For parents of toddlers, March marks the end of that infamous urban sport: getting into preschool. And the competition was especially stiff this year for a growing subset of entrants—the parents of twins, faced with the task of scoring two spots in one school.
“It’s a real problem,” says Marsha Feris, director of admissions at the Heschel School. “When you’re taking in such small numbers, taking in two is even more of an issue.”
The competition is such that parents have begun to handicap odds of getting in. “If you have twins of the same sex,” theorizes one Upper East Side mother, “it’s worse than boy-girl,” since most preschools aim to have an even number of boys and girls.
The increasing success rate of fertility treatments is to blame for the double trouble, and it only stands to get worse: New York–Presbyterian/Weill Cornell reported that the number of twin deliveries from July 2002 through June 2003 was 17 percent higher than in the same period a year before.
Admissions directors from Grace Church to St.

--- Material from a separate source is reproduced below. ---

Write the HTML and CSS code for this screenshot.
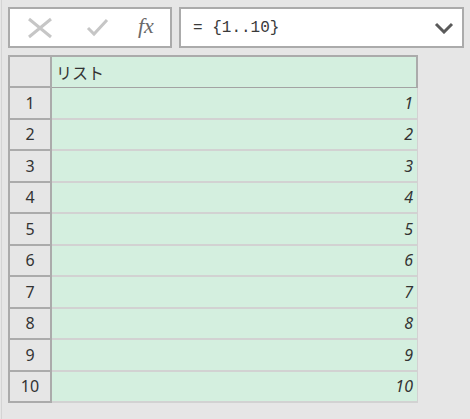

Hilda’s & St. Hugh’s have noticed. “We’ve had double the twin applicants from last year,” says Shannon Cussen, of the West Side YMCA Co-op Nursery School, where about 225 kids vied for 60 slots.
Miriam Schneider, president of the Manhattan Mothers of Twins Club, adds that this application season was particularly tough for girls. One Upper East Sider applied to five schools for her fraternal-twin daughters; they were rejected by one and waitlisted by three. The last school, incredibly, waitlisted one twin and rejected the other. Their mother is now looking into so-called preschool alternatives. “I would have loved my girls to go to All Souls,” she says with a sigh. “You know, that’s where Caroline Kennedy’s kids went.”